Ante la pregunta de los discípulos a Jesús sobre quién era el mayor en el reino de los cielos, nos enseña Mateo en el capítulo 18 versículo 6 que "cualquiera que haga tropezar a alguno de estos pequeños que creen en mí, mejor le fuera que se le colgase al cuello una piedra de molino de asno y que se le hundiese en lo profundo del mar."
En consonancia con los tiempos que corren, no parece fácil encontrar suficientes piedras de molino para tanto falso "benefactor" o "protector" que, con sibilinos engaños y vanas promesas, es capaz de destruir y aprovecharse de la inocencia de los niños. Por desgracia, es lo que hay en este despiadado y derrumbado mundo no exento de subversivas leyes que irremisiblemente nos conducen al mismo abismo en el que los gestores del Mal campan a sus anchas refugiados en la oscuridad de perversos actos.
Las estadísticas no engañan y el vertiginoso crecimiento porcentual –hasta se puede multiplicar por cinco mil– de la obscenidad e indignidad humana no hace más que ratificar los infames niveles de indecencia, abusos y tráfico de menores de un tiempo a esta parte, como denuncia la modesta cinta de Alejandro Gómez Monteverde, Sonido de libertad, convertida por justicia poética en millonario éxito en las taquillas americanas a pesar del contramarketing de sus poderosos detractores. Al final, la verdad prevalece.
Sin embargo, no pasa nada. Esas víctimas no dejan de engrosar interminables listados de niños desaparecidos y tristemente sumidos en el vil anonimato de la inmensa mayoría de los casos. El reino de la hipocresía sabe bien en qué tipo de sociedad puede cómodamente instalarse con las prebendas recibidas de aliados como la indiferencia social y la alarmante ausencia de valores.
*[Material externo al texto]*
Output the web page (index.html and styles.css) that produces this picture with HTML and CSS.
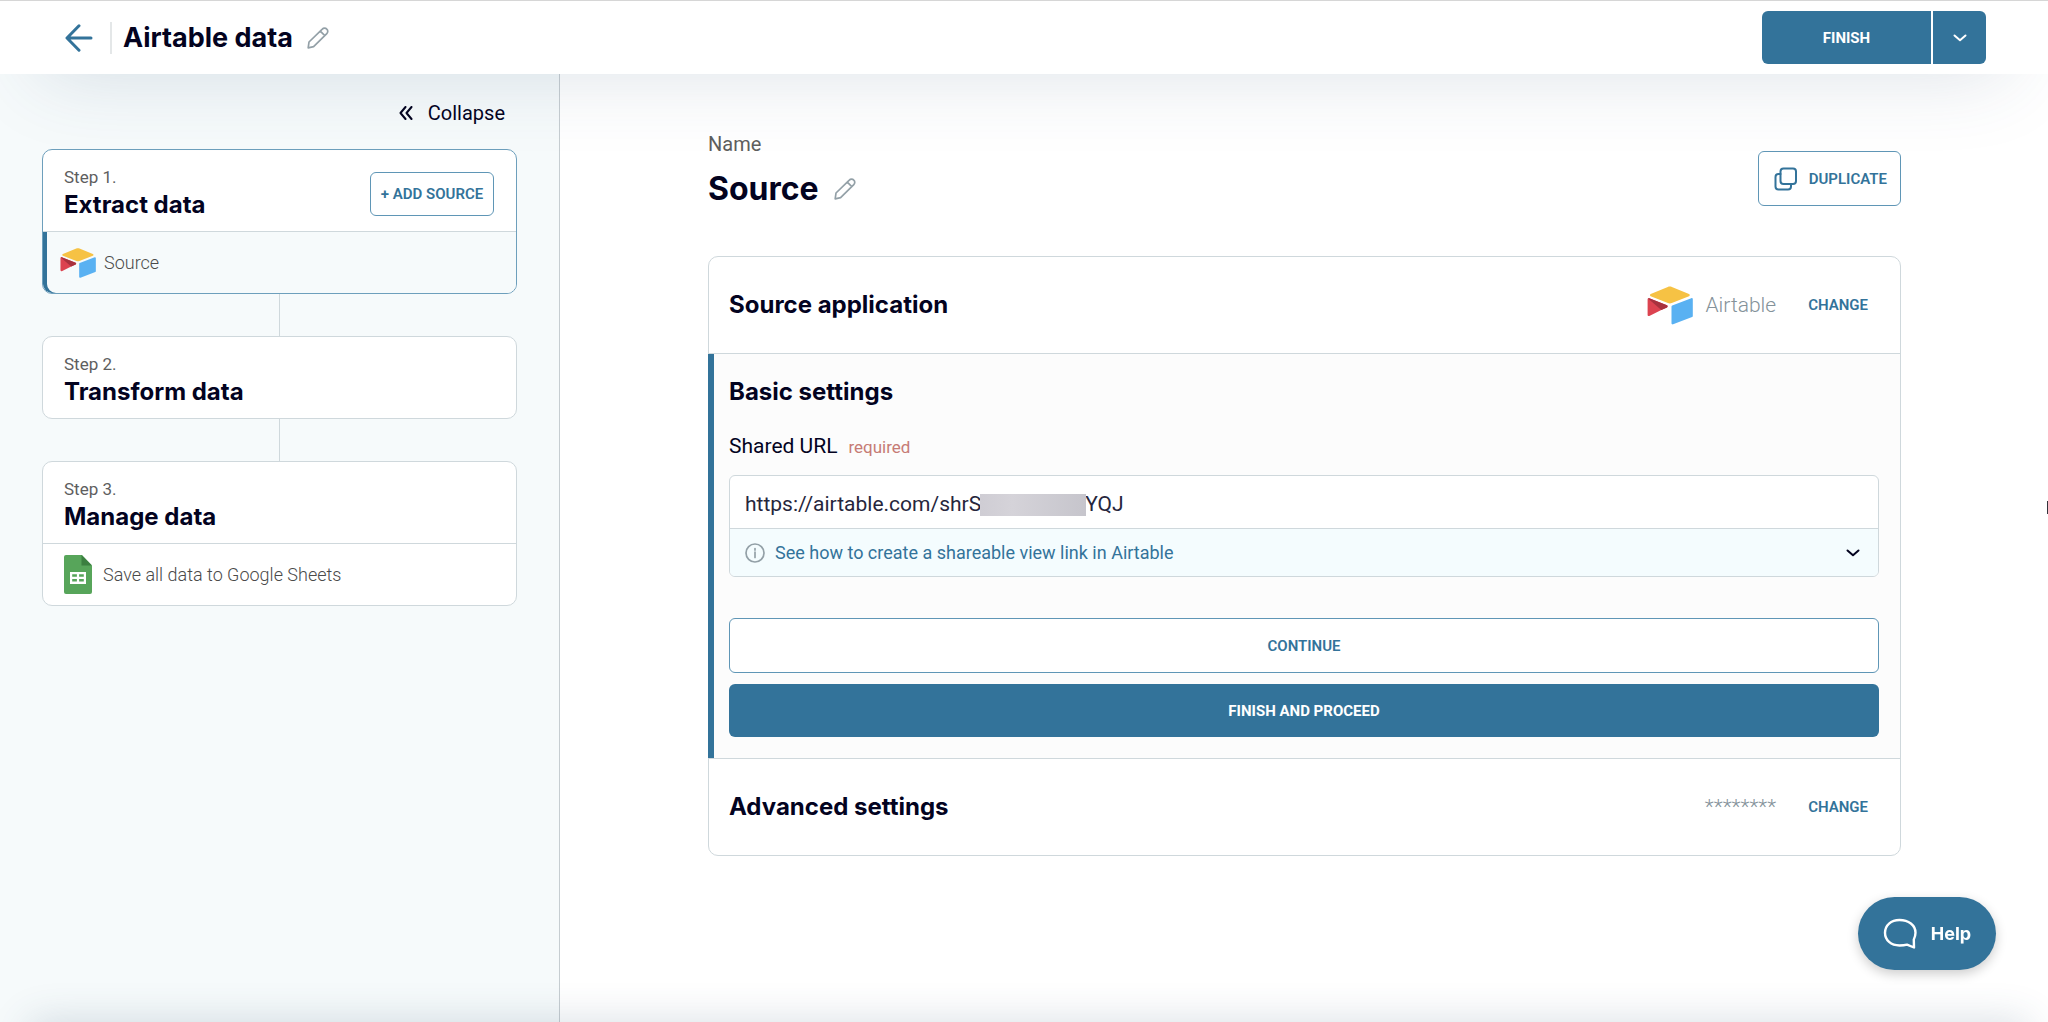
FILE: index.html
```html
<!DOCTYPE html>
<html lang="en">
<head>
<meta charset="utf-8">
<meta name="viewport" content="width=device-width, initial-scale=1">
<title>Airtable data</title>
<link rel="stylesheet" href="styles.css">
</head>
<body>
<svg class="defs" aria-hidden="true">
  <symbol id="pencil" viewBox="0 0 22 22">
    <path d="M1.2 20.8 2 15 15.3 2.1a3.1 3.1 0 0 1 4.5 0 3.1 3.1 0 0 1 0 4.500L6.600 19.700ZM13.300 4.100l4.500 4.500" />
  </symbol>
  <symbol id="airtable" viewBox="0 0 46 38">
    <path fill="#f6c244" d="M20.800.500 3.700 7.600c-1 .4-1 1.700 0 2.100l17.200 6.800c1.300.5 2.600.5 3.900 0l17.200-6.800c1-.4 1-1.700 0-2.100L24.900.500c-1.300-.6-2.800-.6-4.100 0Z"/>
    <path fill="#59b1f2" d="M24.500 20v16.800c0 .8.800 1.400 1.600 1l19-7.300c.4-.2.700-.6.700-1.100V12.700c0-.8-.8-1.300-1.500-1l-19.100 7.200c-.4.200-.7.600-.7 1.100Z"/>
    <path fill="#dc4350" d="m20 20.900-5.700 2.700L2.300 29.400c-.8.400-1.700-.2-1.700-1V12.700c0-.3.100-.6.400-.8.300-.3.900-.3 1.300-.1l17.700 7c.8.400.9 1.600 0 2.100Z"/>
    <path fill="#a8323e" d="m20 20.900-5.700 2.700L1 11.900c.3-.3.900-.3 1.300-.1l17.700 7c.8.400.9 1.600 0 2.100Z"/>
  </symbol>
  <symbol id="chevron" viewBox="0 0 14 8">
    <path d="m1.500 1.500 5.500 4.800 5.500-4.800"/>
  </symbol>
</svg>

<header class="topbar">
  <div class="topbar-title">
    <a class="back" href="#" aria-label="Back">
      <svg class="stroke" width="28" height="28" viewBox="0 0 28 28"><path d="M26 14H2.500M14 1.800 2 14l12 12.200"/></svg>
    </a>
    <h1>Airtable data</h1>
    <button class="icon-button" aria-label="Rename importer"><svg class="pencil" width="22" height="22"><use href="#pencil"/></svg></button>
  </div>
  <div class="split">
    <button class="split-main">FINISH</button>
    <button class="split-more" aria-label="More options"><svg class="chevron" width="14" height="8"><use href="#chevron"/></svg></button>
  </div>
</header>

<div class="layout">
  <aside class="sidebar">
    <button class="collapse">
      <svg class="chevron" width="14" height="14" viewBox="0 0 14 14"><path d="M6.500 1 1.500 7l5 6M12.500 1l-5 6 5 6"/></svg>
      Collapse
    </button>
    <section class="step step-active">
      <div class="step-head">
        <div><p>Step 1.</p><h2>Extract data</h2></div>
        <button class="outline add">+ ADD SOURCE</button>
      </div>
      <a class="step-item current" href="#"><svg width="36" height="30"><use href="#airtable"/></svg>Source</a>
    </section>
    <section class="step">
      <div class="step-head"><div><p>Step 2.</p><h2>Transform data</h2></div></div>
    </section>
    <section class="step">
      <div class="step-head"><div><p>Step 3.</p><h2>Manage data</h2></div></div>
      <a class="step-item sheets" href="#">
        <svg width="28" height="39" viewBox="0 0 28 39">
          <path fill="#57a55a" d="M2 0h16l10 10.500V37a2 2 0 0 1-2 2H2a2 2 0 0 1-2-2V2a2 2 0 0 1 2-2Z"/>
          <path fill="#3b7f40" d="M17.500 0 28 10.500H17.500Z"/>
          <path fill="#fff" fill-rule="evenodd" d="M6 17h16v12H6ZM8.200 19.200v2.500h4.700v-2.500Zm6.900 0v2.500h4.700v-2.500Zm-6.900 4.700v2.600h4.700v-2.600Zm6.900 0v2.600h4.700v-2.600Z"/>
        </svg>Save all data to Google Sheets</a>
    </section>
  </aside>

  <main class="content">
    <div class="source-head">
      <div>
        <p class="eyebrow">Name</p>
        <div class="source-name">
          <h2>Source</h2>
          <button class="icon-button" aria-label="Rename source"><svg class="pencil" width="22" height="22"><use href="#pencil"/></svg></button>
        </div>
      </div>
      <button class="outline duplicate">
        <svg class="stroke thin" width="24" height="24" viewBox="0 0 24 24"><rect x="6.500" y="1.500" width="15.500" height="15.500" rx="3"/><path d="M6.500 7H4.500a3 3 0 0 0-3 3v9.500a3 3 0 0 0 3 3H14a3 3 0 0 0 3-3V17"/></svg>
        DUPLICATE
      </button>
    </div>

    <div class="panel">
      <section class="panel-row">
        <h3>Source application</h3>
        <svg width="46" height="39"><use href="#airtable"/></svg>
        <span class="app">Airtable</span>
        <button class="link">CHANGE</button>
      </section>
      <form class="basic">
        <h3>Basic settings</h3>
        <div class="label-row"><label for="url">Shared URL</label><span>required</span></div>
        <div class="field">
          <div class="url">
            <input id="url" type="text" value="https://airtable.com/shrS&nbsp;&nbsp;&nbsp;&nbsp;&nbsp;&nbsp;&nbsp;&nbsp;&nbsp;&nbsp;&nbsp;&nbsp;&nbsp;&nbsp;&nbsp;&nbsp;&nbsp;&nbsp;&nbsp;&nbsp;YQJ">
            <span class="mask"></span>
          </div>
          <button type="button" class="hint">
            <svg class="info" width="20" height="20" viewBox="0 0 20 20"><circle cx="10" cy="10" r="9"/><path d="M10 9v5.500M10 5.500v1.600"/></svg>
            <span>See how to create a shareable view link in Airtable</span>
            <svg class="chevron" width="14" height="8"><use href="#chevron"/></svg>
          </button>
        </div>
        <button type="button" class="outline wide">CONTINUE</button>
        <button type="button" class="primary">FINISH AND PROCEED</button>
      </form>
      <section class="panel-row">
        <h3>Advanced settings</h3>
        <span class="app">********</span>
        <button class="link">CHANGE</button>
      </section>
    </div>
  </main>
</div>

<div class="bottom-shade"></div>
<div class="edge-mark"></div>
<button class="help">
  <svg width="34" height="32" viewBox="0 0 34 32"><path d="M16.500 2C8 2 2 7.200 2 14.800c0 7.500 6 12.700 14.500 12.700 2.800 0 5.300-.2 7.500-.8l7 2.800-.2-8c1-2 1.700-4.200 1.700-6.700C32.500 7.200 25.500 2 16.500 2Z"/></svg>
  Help
</button>
</body>
</html>
```
FILE: styles.css
```css
:root {
  --blue: #33739a;
  --ink: #03031f;
  --gray: #5e5e5e;
  --muted: #93a0a7;
  --line: #cfd8dc;
  --body: Roboto, "Liberation Sans", sans-serif;
  --head: Inter, "Liberation Sans", sans-serif;
}

* { box-sizing: border-box; }

body {
  margin: 0;
  min-height: 100vh;
  display: flex;
  flex-direction: column;
  background: #fff;
  color: var(--ink);
  font: 18px/24px var(--body);
}

h1, h2, h3, p { margin: 0; }
h1, h2, h3 { font-family: var(--head); font-weight: 700; }
svg { display: block; flex: none; }
button, input { font: inherit; color: inherit; }
button { padding: 0; border: 0; background: none; }
a { color: inherit; text-decoration: none; }

.defs { position: absolute; width: 0; height: 0; }
.stroke, .pencil, .chevron, .info, .help svg {
  fill: none;
  stroke: currentColor;
  stroke-linecap: round;
  stroke-linejoin: round;
}
.stroke { stroke-width: 3; }
.thin, .chevron { stroke-width: 2; }
.pencil, .info { stroke-width: 1.7; color: var(--muted); }

/* Top bar */
.topbar {
  position: relative;
  z-index: 1;
  display: flex;
  justify-content: space-between;
  align-items: center;
  height: 74px;
  padding: 0 62px 0 65px;
  border-top: 1px solid #d6d6d6;
  background: #fff;
}
/* Soft shade that falls below the bar and fades towards both ends */
.topbar::after {
  content: "";
  position: absolute;
  inset: -200px 0 0;
  z-index: -1;
  box-shadow: 0 40px 80px -40px rgba(50, 80, 110, .17);
  clip-path: inset(273px 0 -140px 0);
  pointer-events: none;
}
.topbar-title { display: flex; align-items: center; }
.back { color: var(--blue); padding-right: 17px; border-right: 2px solid #e4e7e8; margin-right: 11px; height: 32px; display: flex; align-items: center; }
.topbar h1 { font-size: 27px; line-height: 32px; margin-right: 14px; }

.split { display: flex; gap: 2px; border-radius: 6px; overflow: hidden; color: #fff; }
.split button { height: 53px; background: var(--blue); display: grid; place-items: center; }
.split-main { width: 169px; font-size: 15px; font-weight: 700; }
.split-more { width: 53px; }

/* Sidebar */
.layout { flex: 1; display: flex; }
.sidebar {
  width: 560px;
  flex: none;
  display: flex;
  flex-direction: column;
  padding: 27px 42px 32px;
  background: #f6fafb;
  border-right: 1px solid #c6cdd1;
}
.collapse { align-self: flex-end; display: flex; align-items: center; gap: 15px; margin: 0 12px 24px 0; font-size: 20px; }
.step {
  position: relative;
  border: 1px solid var(--line);
  border-radius: 10px;
  background: #fff;
}
.step-active { border-color: #6d9fbc; }
.step + .step { margin-top: 42px; }
.step + .step::before {
  content: "";
  position: absolute;
  bottom: 100%;
  left: calc(50% - 1px);
  height: 43px;
  border-left: 1px solid var(--line);
}
.step-head { display: flex; justify-content: space-between; align-items: center; height: 81px; padding: 3px 22px 0 21px; }
.step-head p { font-size: 17px; line-height: 26px; color: var(--gray); }
.step-head h2 { font-size: 24px; line-height: 30px; }
.step-item {
  display: flex;
  align-items: center;
  gap: 8px;
  height: 62px;
  border-top: 1px solid var(--line);
  border-radius: 0 0 9px 9px;
  color: #4a4a4a;
  font-weight: 300;
}
.current { background: #f6fafb; box-shadow: inset 4px 0 var(--blue); padding-left: 17px; }
.sheets { gap: 11px; padding-left: 21px; }

.outline { border: 1px solid #5f96b6; border-radius: 6px; background: #fff; color: var(--blue); font-size: 15px; font-weight: 600; }
.add { width: 124px; height: 44px; margin-top: 3px; }

/* Main column */
.content { flex: 1; min-width: 0; padding: 54px 147px 60px 148px; }
.source-head { display: flex; justify-content: space-between; align-items: flex-start; margin-bottom: 48px; }
.eyebrow { font-size: 20px; line-height: 32px; color: var(--gray); }
.source-name { display: flex; align-items: center; gap: 15px; margin-top: 10px; }
.source-name h2 { font-size: 32px; line-height: 38px; }
.duplicate { display: flex; align-items: center; gap: 11px; height: 55px; margin-top: 23px; padding: 0 13px 0 15px; }

.panel { border: 1px solid var(--line); border-radius: 10px; }
.panel-row { display: flex; align-items: center; height: 96px; padding: 0 32px 0 20px; }
.panel h3 { flex: 1; font-size: 24px; line-height: 30px; }
.app { margin: 0 32px 0 12px; font-size: 21px; font-weight: 300; color: #84929a; }
.link { color: var(--blue); font-size: 15px; font-weight: 600; }

.basic {
  display: flex;
  flex-direction: column;
  margin-left: -1px;
  padding: 23px 21px 21px;
  border: solid var(--line);
  border-width: 1px 0;
  background: #fcfcfc;
  box-shadow: inset 6px 0 var(--blue);
}
.label-row { display: flex; align-items: baseline; gap: 11px; margin: 24px 0 13px; font-size: 21px; line-height: 30px; }
.label-row span { font-size: 17px; color: #c67b75; }
.field { border: 1px solid var(--line); border-radius: 6px; overflow: hidden; margin-bottom: 41px; background: #fff; }
.url { position: relative; }
.url input { display: block; width: 100%; height: 52px; padding: 3px 15px 0; border: 0; outline: 0; background: none; font-size: 21px; color: #26263c; }
.mask { position: absolute; left: 250px; top: 18px; width: 106px; height: 22px; background: linear-gradient(90deg, #cfcdd4, #d5d3d9 30%, #c6c5cc); }
.hint {
  display: flex;
  align-items: center;
  gap: 10px;
  width: 100%;
  height: 48px;
  padding: 0 18px 0 15px;
  border-top: 1px solid var(--line);
  background: #f4fcfe;
  text-align: left;
}
.hint span { flex: 1; color: var(--blue); }
.wide { height: 55px; }
.primary { height: 53px; margin-top: 11px; border-radius: 6px; background: var(--blue); color: #fff; font-size: 15px; font-weight: 700; }

/* Overlays */
.bottom-shade {
  position: fixed;
  top: 100%;
  left: 30px;
  right: 20px;
  height: 40px;
  box-shadow: 0 0 40px rgba(50, 80, 110, .2);
}
.edge-mark { position: fixed; right: 0; top: 501px; width: 1px; height: 13px; background: #33333c; }
.help {
  position: fixed;
  right: 52px;
  bottom: 52px;
  display: flex;
  align-items: center;
  justify-content: center;
  gap: 14px;
  width: 138px;
  height: 73px;
  border-radius: 37px;
  background: var(--blue);
  color: #fff;
  font: 700 18px/24px var(--head);
  box-shadow: 0 4px 12px rgba(0, 0, 0, .2);
}
.help svg { stroke-width: 2.4; }
```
De valentía y devoción a una causa, ni hablamos.
El Mal no hace prisioneros y su lucha sin cuartel sabe aprovechar este momento en el que, a nivel mundial, un incipiente relativismo y una provocada e interesada polarización caminan de la mano para abatir cualquier resquicio de su rival, el Bien, ese rayo de luz que intenta filtrarse entre las siniestras tinieblas de un presente infecto de seres que, como los pedófilos, "no son de fiar". Tim Ballard (Jim Caviezel) –protagonista de Sonido de libertad– dixit.
Y, precisamente, de tipos y personajes en los que no debemos confiar andamos muy sobrados; además, en diversos ámbitos que van desde la política hasta la justicia –todo con minúsculas– pasando por periodistas o profesionales que, renegando de una falsa ética, corren el tupido velo otorgado a sus prostituidos principios por un interés económico e ideológico similar al de esas sucias ventas de inocentes criaturas al mejor postor en el inminente estreno español de la película de Angel Studios.
Dios mediante –y buena falta que nos hace–, el próximo 11 de octubre el celestial eco de voces infantiles podrá oírse en los cines de España y ese Sonido de Libertad tras el rescate en una playa nos convertirá en acérrimos seguidores de Timoteo, un antiguo agente federal, en pos de cumplir una misión hasta el punto de sacrificar elementos esenciales de su vida: hijos, trabajo y una mujer de bandera dispuesta a la inmolación personal y familiar en beneficio del hallazgo de los niños raptados en una inhóspita selva colombiana. Como madre, lo primero antes que lo segundo. Ejemplar.
Cuando eres padre y la cama de uno de tus hijos está vacía al llegar la noche, es comprensible que la incertidumbre o la desesperación te jueguen una mala pasada, como a Roberto, padre de Rocío y Miguel, dos menores que, bajo el engaño a la figura parental, sucumben ante la adulación y palabrería de Katy, el cebo de la red de traficantes de niños con esa manzana podrida de la fama y el éxito.
Y en ese tórrido mundo de infectas pasiones adultas surge un halo de esperanza lleno de sutileza y elegancia, sin escenas explícitas, una invitación a la consecución de la noble meta del héroe y el desprecio al temor inducido por un acomodado establishment que, pulgar arriba, se ha atrevido a normalizar escandalosas cifras de delitos sexuales contra los hijos de Dios.
Tim (Timoteo) –como su propio nombre significa en griego–, ama, adora y honra a Dios con trabajo, entrega y profesionalidad, con la puesta en práctica de valores y virtudes en desuso, con el desprecio a su propia vida cuando el indefenso prójimo está expuesto a ese tsunami de turbulencias que la sociedad actual escandalosamente exhibe sin tapujos, sin escrúpulos, sin vergüenza, sin hacer caso a la voz de un desesperado Dios empeñado en que la luz se imponga a la oscuridad de las tinieblas.